In Litt’s article, Landau and Matter both responded in kind, pointing out that the leaked emails were both old news and had been sent to Albano while he was still informally consulting with them on the exhibition project.

“The comments forwarded in confidence to Al Albano became outdated soon after they were sent, when it became clear that dating of pigments based on patent dates requires additional research…,” Landau said in a prepared statement. “Despite the paint analysis, there is much documentary and circumstantial evidence that appears to link these paintings to Pollock’s relationship with the Matters. What that link is hasn’t been determined yet.”

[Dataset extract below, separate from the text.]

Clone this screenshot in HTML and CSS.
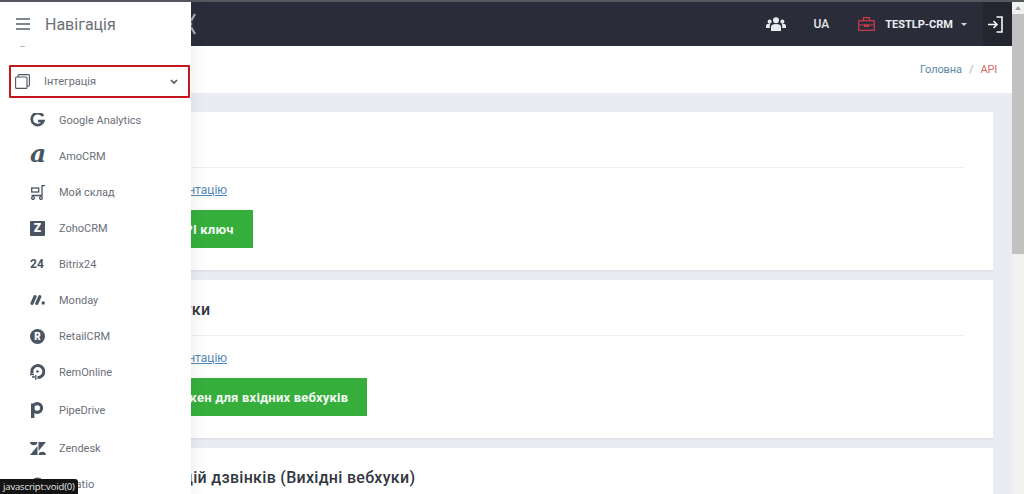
FILE: index.html
```html
<!DOCTYPE html>
<html lang="uk">
<head>
<meta charset="utf-8">
<title>API</title>
<link rel="stylesheet" href="styles.css">
</head>
<body>
<div class="topline"></div>
<div class="window">
  <div class="page">
    <header class="topbar">
      <svg class="logo-bit" width="14" height="22" viewBox="0 0 14 22"><path d="M1 1 L8 11 L1 21 M12 1 L8 8 M8 14 L12 21" fill="none" stroke="#a5a7ad" stroke-width="2.400"/></svg>
      <div class="top-actions">
        <svg class="team" width="20" height="14" viewBox="0 0 20 14"><g fill="#e9eaee"><circle cx="10" cy="3.200" r="3"/><circle cx="3.600" cy="4.400" r="2"/><circle cx="16.400" cy="4.400" r="2"/><path d="M5 14V10c0-2 1.800-3 5-3s5 1 5 3v4z"/><path d="M0 11V9c0-1.500 1.200-2.500 3.600-2.500.5 0 .8 0 1 .1C3.700 7.500 3.800 9 3.800 11zM20 11V9c0-1.500-1.200-2.500-3.600-2.500-.5 0-.8 0-1 .1.900.9.800 2.400.800 4.400z"/></g></svg>
        <span class="lang">UA</span>
        <svg class="case" width="17" height="14" viewBox="0 0 17 14"><g fill="none" stroke="#d03a4a" stroke-width="1.200"><rect x=".7" y="3.700" width="15.600" height="9.600"/><path d="M5.500 3.500V.7h6v2.800M.7 8h15.600"/><path d="M6.500 8h4v1.500h-4z"/></g></svg>
        <span class="account">TESTLP-CRM</span>
        <span class="caret"></span>
        <div class="exit">
          <svg width="16" height="17" viewBox="0 0 16 17"><path d="M9.500 1H15v15H9.500M1 8.500h8.500M6.500 5l3.500 3.500L6.500 12" fill="none" stroke="#f6f7f8" stroke-width="1.600"/></svg>
        </div>
      </div>
    </header>
    <nav class="crumbs"><a class="crumb-link">Головна</a><span class="crumb-sep">/</span><span class="crumb-now">API</span></nav>
    <main class="content">
      <section class="card">
        <h2 class="card-title">API</h2>
        <a class="doc-link">Переглянути документацію</a>
        <button class="green-btn">Згенерувати API ключ</button>
      </section>
      <section class="card">
        <h2 class="card-title">Вхідні API вебхуки</h2>
        <a class="doc-link">Переглянути документацію</a>
        <button class="green-btn">Згенерувати токен для вхідних вебхуків</button>
      </section>
      <section class="card">
        <h2 class="card-title">Сповіщення подій дзвінків (Вихідні вебхуки)</h2>
      </section>
    </main>
  </div>
  <div class="scrollbar"><div class="scroll-arrow"></div><div class="scroll-thumb"></div></div>
</div>

<aside class="sidebar">
  <div class="side-head">
    <svg width="14" height="12" viewBox="0 0 14 12"><path d="M0 1h14M0 6h14M0 11h14" stroke="#5a5f68" stroke-width="1.400"/></svg>
    <span class="side-title">Навігація</span>
  </div>
  <div class="side-remnant"></div>
  <div class="side-active">
    <svg width="15" height="15" viewBox="0 0 15 15"><g fill="none" stroke="#4f5661" stroke-width="1.100"><rect x=".6" y="3" width="11.400" height="11.400" rx="1"/><path d="M3 3V1.600a1 1 0 0 1 1-1h9.400a1 1 0 0 1 1 1V11a1 1 0 0 1-1 1H12"/></g></svg>
    <span class="active-label">Інтеграція</span>
    <svg class="chev" width="8" height="6" viewBox="0 0 8 6"><path d="M1 1l3 3 3-3" fill="none" stroke="#4f5661" stroke-width="1.600"/></svg>
  </div>
  <ul class="side-list">
    <li class="side-item"><span class="ico"><svg width="15" height="15" viewBox="0 0 15 15"><path d="M13 3.200A6 6 0 1 0 13.400 8H8" fill="none" stroke="#4a5563" stroke-width="2.700"/></svg></span>Google Analytics</li>
    <li class="side-item"><span class="ico ico-a">a</span>AmoCRM</li>
    <li class="side-item"><span class="ico"><svg width="15" height="15" viewBox="0 0 15 15"><g fill="none" stroke="#4a5563" stroke-width="1.300"><path d="M15 .7h-3V10.500H1.500"/><rect x="1.700" y="3" width="7" height="4"/><circle cx="3" cy="13" r="1.400"/><circle cx="11" cy="13" r="1.400"/></g></svg></span>Мой склад</li>
    <li class="side-item"><span class="ico ico-z">Z</span>ZohoCRM</li>
    <li class="side-item"><span class="ico ico-24">24</span>Bitrix24</li>
    <li class="side-item"><span class="ico"><svg width="15" height="10" viewBox="0 0 15 10"><path d="M2 8.300L5 1.700M6.800 8.300L9.800 1.700" stroke="#4a5563" stroke-width="3.200" stroke-linecap="round"/><circle cx="13.200" cy="8" r="1.700" fill="#4a5563"/></svg></span>Monday</li>
    <li class="side-item"><span class="ico ico-r">R</span>RetailCRM</li>
    <li class="side-item"><span class="ico"><svg width="15" height="16" viewBox="0 0 15 16"><path d="M2.200 9.500A6 6 0 1 1 7.500 13.500" fill="none" stroke="#4a5563" stroke-width="3"/><circle cx="7.500" cy="7.500" r="1.300" fill="#4a5563"/><path d="M0 10.500h4M2 13h3M5.800 11v5" stroke="#4a5563" stroke-width="1.300"/></svg></span>RemOnline</li>
    <li class="side-item side-tall"><span class="ico"><svg width="14" height="16" viewBox="0 0 14 16"><circle cx="7.200" cy="6" r="4.400" fill="none" stroke="#4a5563" stroke-width="3.200"/><path d="M2.700 1.500V16" stroke="#4a5563" stroke-width="3.400"/></svg></span>PipeDrive</li>
    <li class="side-item"><span class="ico"><svg width="16" height="13" viewBox="0 0 16 13"><g fill="#4a5563"><path d="M0 0h7.500A3.800 3.800 0 0 1 0 0z"/><path d="M8.500 0H16L8.500 9z"/><path d="M7.500 4v9H0z"/><path d="M8.500 13a3.800 3.800 0 0 1 7.500 0z"/></g></svg></span>Zendesk</li>
    <li class="side-item"><span class="ico"><svg width="15" height="15" viewBox="0 0 15 15"><circle cx="7.500" cy="7.500" r="7" fill="#4a5563"/></svg></span>Creatio</li>
  </ul>
</aside>
<div class="status-tip">javascript:void(0)</div>
</body>
</html>
```

FILE: styles.css
```css
* { box-sizing: border-box; }
html, body { margin: 0; height: 494px; overflow: hidden; }
body {
  font-family: Roboto, "Open Sans", "Liberation Sans", sans-serif;
  background: #fff;
  color: #4f5661;
  position: relative;
}
.topline { height: 2px; background: #55585e; }
.window { display: flex; height: 492px; }
.page { flex: 1; min-width: 0; display: flex; flex-direction: column; overflow: hidden; }

.topbar {
  height: 44px;
  flex: none;
  background: #2a2c3a;
  display: flex;
  align-items: center;
  justify-content: space-between;
  padding-left: 183px;
}
.logo-bit { display: block; }
.top-actions { display: flex; align-items: center; height: 100%; }
.team { margin-right: 27px; }
.lang { color: #e6e7ea; font-size: 12px; font-weight: 500; margin-right: 29px; }
.case { margin-right: 10px; }
.account { color: #eceef1; font-size: 11px; font-weight: 700; margin-right: 8px; }
.caret {
  width: 0; height: 0;
  border-left: 3.500px solid transparent;
  border-right: 3.500px solid transparent;
  border-top: 3.500px solid #d5d7db;
  margin-right: 16px;
}
.exit {
  width: 29px; height: 100%;
  background: #23252f;
  display: flex; align-items: center; justify-content: center;
  padding-right: 5px;
}

.crumbs {
  height: 47px;
  flex: none;
  background: #fff;
  display: flex;
  align-items: center;
  justify-content: flex-end;
  padding-right: 15px;
  font-size: 11px;
}
.crumb-link { color: #5b88a8; letter-spacing: -0.1px; }
.crumb-sep { color: #a5abb3; margin: 0 7px; }
.crumb-now { color: #d9686b; letter-spacing: -0.2px; }

.content {
  flex: 1;
  background: #e9edf2;
  padding: 19px 19px 0 29px;
  display: flex;
  flex-direction: column;
  gap: 10px;
}
.card {
  background: #fff;
  height: 158px;
  flex: none;
  padding: 0 28px 0 37px;
  box-shadow: 0 2px 0 #e1e5ea;
  display: flex;
  flex-direction: column;
  align-items: flex-start;
}
.card-title {
  width: 100%;
  height: 56px;
  margin: 0;
  padding-top: 20px;
  border-bottom: 1px solid #eceef1;
  font-size: 16px;
  line-height: 20px;
  font-weight: 500;
  color: #33373f;
  letter-spacing: 0.3px;
}
.doc-link {
  margin: 15px 0 0 6px;
  font-size: 12px;
  line-height: 14px;
  color: #4f85b5;
  text-decoration: underline;
}
.green-btn {
  margin: 13px 0 0 8px;
  height: 38px;
  padding: 0 19px;
  border: 0;
  background: #36ae3c;
  color: #f4fbf4;
  font-family: inherit;
  font-size: 13px;
  font-weight: 700;
  letter-spacing: 0.2px;
}

.scrollbar { width: 12px; flex: none; background: #f1f1f1; display: flex; flex-direction: column; }
.scroll-arrow { height: 12px; flex: none; background: #f1f1f1; position: relative; }
.scroll-arrow::after {
  content: ""; position: absolute; left: 3px; top: 4px;
  border-left: 3px solid transparent; border-right: 3px solid transparent;
  border-bottom: 4px solid #a3a3a3;
}
.scroll-thumb { height: 240px; background: #c1c1c1; }

.sidebar {
  position: absolute;
  left: 0; top: 2px;
  width: 191px;
  height: 492px;
  background: #fff;
  box-shadow: 4px 0 12px rgba(60, 70, 85, 0.08);
  overflow: hidden;
}
.side-head { height: 44px; display: flex; align-items: center; padding-left: 16px; gap: 15px; }
.side-title { font-size: 16px; color: #6b6f76; }
.side-remnant { width: 5px; height: 1px; background: #b5b8bd; margin: 0 0 0 20px; }
.side-active {
  margin: 18px 0 0 9px;
  width: 181px; height: 33px;
  border: 2px solid #c4161f;
  border-radius: 1px;
  display: flex; align-items: center;
  padding-left: 4px;
}
.active-label { font-size: 11px; color: #6b7078; margin-left: 14px; flex: 1; }
.chev { margin-right: 10px; }
.side-list { list-style: none; margin: 4px 0 0; padding: 0; }
.side-item {
  height: 36px;
  display: flex; align-items: center;
  padding-left: 30px;
  font-size: 11px;
  color: #6b7078;
}
.side-tall { height: 40px; }
.ico { width: 29px; flex: none; display: flex; align-items: center; color: #4a5563; }
.ico-a { font-family: "DejaVu Serif", serif; font-style: italic; font-weight: 700; font-size: 25px; line-height: 15px; height: 15px; padding-bottom: 5px; }
.ico-z {
  width: 15px; height: 15px; margin-right: 14px;
  background: #4a5563; color: #fff;
  font-size: 12px; font-weight: 900;
  justify-content: center;
  border-radius: 1px;
}
.ico-24 { font-size: 12px; font-weight: 700; }
.ico-r {
  width: 15px; height: 15px; margin-right: 14px;
  background: #4a5563; color: #fff;
  font-size: 10px; font-weight: 900;
  justify-content: center;
  border-radius: 50%;
}
.status-tip {
  position: absolute;
  left: 0; bottom: 0;
  height: 15px;
  padding: 0 3px 0 3px;
  background: #141414;
  color: #e8e8e8;
  font-family: "Open Sans", sans-serif;
  font-size: 9.500px;
  letter-spacing: -0.15px;
  line-height: 15px;
  border-top-right-radius: 3px;
}
```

Alex Matter pointed out in another prepared statement that an early “fractal” study of the Matter works, conducted by physicist Richard Taylor, had already been refuted in two subsequent scientific studies of his methods. “Research is ongoing,” Matter said of the works he discovered in the effects of his late parents, who were close friends of Jackson Pollock, “and I hope one day we will learn the truth.”

Albano, on the other hand, told Litt that Martin’s conclusions were “irrefutable” and had to be taken with the “utmost seriousness.”

Far from settling the Matter issue once and for all, the Nov. 28 IFAR symposium seems to have resolved nothing and pleased no one. Because those still supporting the Pollock attribution did not attend the IFAR evening (Landau was invited to speak but declined), the event came across in media reports as highly partisan, far from the “impartial” role IFAR usually tries to project in scholarly disputes.

The Pollock Matters exhibition, complete with the disputed paintings, exhibited without attribution, has now moved on from Boston College’s McMullen Museum to the Everson Museum in Syracuse, where it will be on view through March 20. Further responses to Martin’s IFAR allegations, which, according to news reports, included suggestions that the Matter paintings were deliberate frauds, are said to be in the works.

After a very long opera, everyone is anticipating that last, dramatic act to the Matter Pollock Affair. But neither side wants to vacate the stage for the other. We may be waiting for that final aria for years to come.